Most of the small businesses I work with have several terabytes of data to back up, so that initial backup would take quite some time. You can dismiss that, but I can't. :-)
(Score: 0) by Anonymous Coward on Friday July 11 2014, @04:27AM
> And what about the very first backup. 20 machines, full backup.
I wasn't addressing the issue of level-zeros, I was simply pointing out that your claims about how incremental backups work are obsolete.
> 'Only the disk blocks with changed data get copied.'
> He rewrote every file. The disk blocks are all in different locations, very likely.
If you are trying to say that the data offsets within each disk block changed because the file structures aren't block-aligned, well sure that's always a risk. There will always be pathological cases.
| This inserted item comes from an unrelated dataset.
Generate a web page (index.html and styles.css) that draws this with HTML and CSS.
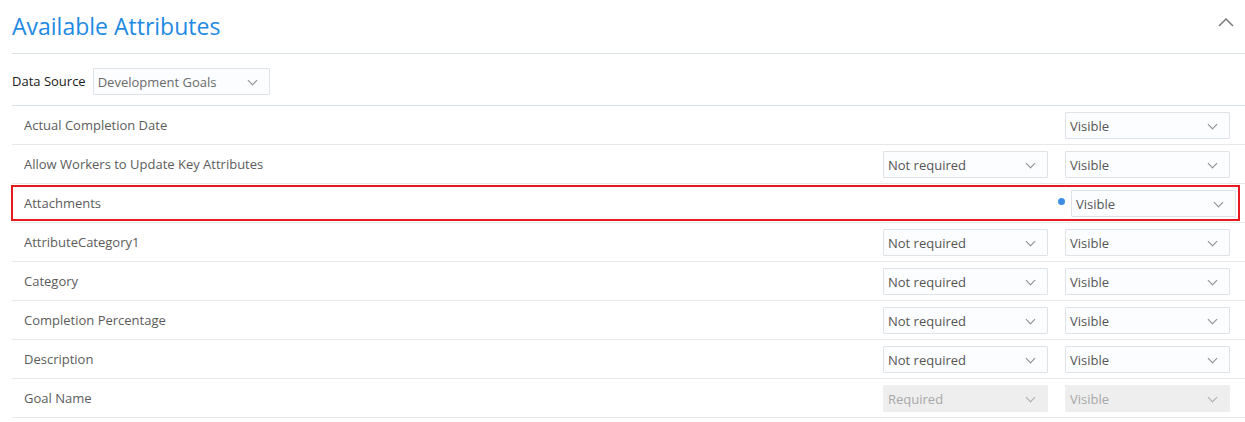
FILE: index.html
```html
<!DOCTYPE html>
<html lang="en">

<head>
  <meta charset="UTF-8">
  <title>Available Attributes</title>
  <link rel="stylesheet" href="styles.css">
</head>

<body>
  <div class="panel">
    <div class="panel-header">
      <h1>Available Attributes</h1>
      <button class="collapse" aria-label="Collapse">
        <svg width="16" height="10" viewBox="0 0 16 10"><path d="M1 9 L8 2 L15 9" fill="none" stroke="#7a7a7a" stroke-width="1.5"/></svg>
      </button>
    </div>

    <div class="source-row">
      <label>Data Source</label>
      <div class="select source-select">Development Goals<span class="chev"></span></div>
    </div>

    <div class="attr-list">
      <div class="attr-row">
        <span class="attr-name">Actual Completion Date</span>
        <div class="controls">
          <div class="select">Visible<span class="chev"></span></div>
        </div>
      </div>
      <div class="attr-row">
        <span class="attr-name">Allow Workers to Update Key Attributes</span>
        <div class="controls">
          <div class="select">Not required<span class="chev"></span></div>
          <div class="select">Visible<span class="chev"></span></div>
        </div>
      </div>
      <div class="attr-row selected">
        <div class="selected-box">
          <span class="attr-name">Attachments</span>
          <div class="controls">
            <span class="dot"></span>
            <div class="select">Visible<span class="chev"></span></div>
          </div>
        </div>
      </div>
      <div class="attr-row">
        <span class="attr-name">AttributeCategory1</span>
        <div class="controls">
          <div class="select">Not required<span class="chev"></span></div>
          <div class="select">Visible<span class="chev"></span></div>
        </div>
      </div>
      <div class="attr-row">
        <span class="attr-name">Category</span>
        <div class="controls">
          <div class="select">Not required<span class="chev"></span></div>
          <div class="select">Visible<span class="chev"></span></div>
        </div>
      </div>
      <div class="attr-row">
        <span class="attr-name">Completion Percentage</span>
        <div class="controls">
          <div class="select">Not required<span class="chev"></span></div>
          <div class="select">Visible<span class="chev"></span></div>
        </div>
      </div>
      <div class="attr-row">
        <span class="attr-name">Description</span>
        <div class="controls">
          <div class="select">Not required<span class="chev"></span></div>
          <div class="select">Visible<span class="chev"></span></div>
        </div>
      </div>
      <div class="attr-row">
        <span class="attr-name">Goal Name</span>
        <div class="controls">
          <div class="select disabled">Required<span class="chev"></span></div>
          <div class="select disabled">Visible<span class="chev"></span></div>
        </div>
      </div>
    </div>
  </div>
</body>

</html>
```

FILE: styles.css
```css
body {
  margin: 0;
  font-family: "Open Sans", "Noto Sans", Arial, sans-serif;
  font-size: 13px;
  color: #5c5c5c;
  background: #fff;
}

.panel {
  padding-left: 12px;
}

.panel-header {
  display: flex;
  align-items: center;
  justify-content: space-between;
  height: 53px;
  border-bottom: 1px solid #dbe1e8;
}

.panel-header h1 {
  margin: 0;
  padding-bottom: 2px;
  font-size: 23px;
  font-weight: normal;
  color: #1e8ae3;
}

.collapse {
  background: none;
  border: none;
  padding: 0;
  margin-right: 10px;
  margin-bottom: 12px;
  width: 18px;
  height: 12px;
}

.source-row {
  display: flex;
  align-items: center;
  gap: 7px;
  height: 48px;
  padding-top: 3px;
  border-bottom: 1px solid #dbe1e8;
}

.source-row label {
  color: #1a1a1a;
}

.select {
  position: relative;
  box-sizing: border-box;
  width: 165px;
  height: 27px;
  line-height: 27px;
  padding-left: 4px;
  border: 1px solid #dfe3e7;
  border-radius: 1px;
  background: #fcfdfe;
  color: #555555;
}

.source-select {
  width: 177px;
  color: #6a6a6a;
}

.select.disabled {
  background: #eeeeee;
  border-color: #eeeeee;
  color: #a8a8a8;
}

.chev {
  position: absolute;
  right: 13px;
  top: 8px;
  width: 6px;
  height: 6px;
  border-right: 1px solid #8a8a8a;
  border-bottom: 1px solid #8a8a8a;
  transform: rotate(45deg);
}

.disabled .chev {
  border-color: #aaaaaa;
}

.attr-row {
  display: flex;
  align-items: center;
  justify-content: space-between;
  height: 38px;
  border-bottom: 1px solid #e6e8ea;
  padding: 0 15px 0 12px;
}

.controls {
  display: flex;
  align-items: center;
  gap: 17px;
}

.attr-row.selected {
  padding: 0;
}

.selected-box {
  display: flex;
  align-items: center;
  justify-content: space-between;
  box-sizing: border-box;
  height: 36px;
  flex: 1;
  margin: 0 5px 0 -1px;
  padding: 0 2px 0 11px;
  border: 2px solid #e8191f;
}

.selected-box .controls {
  gap: 6px;
}

.dot {
  width: 7px;
  height: 7px;
  border-radius: 50%;
  background: #3d8fe4;
  margin-top: -4px;
}
```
But designing a system based on the rare pathological case brings its own risks - you identified one yourself when you pointed out how hard it is to get regular people to haul a disk offsite.
Like everything in life, it's a series of trade-offs. But you can't make an accurate assessment of the trade-offs if you aren't starting with a realistic evaluation of the available options.
(Score: 0) by Anonymous Coward on Friday July 11 2014, @11:41PM
...
....
Bwahahahahaha, LOL, LOL, ROFL, hahahahaha, YEAH, LMAO, mwahahahahahahahahahaha. You made my day, thanks!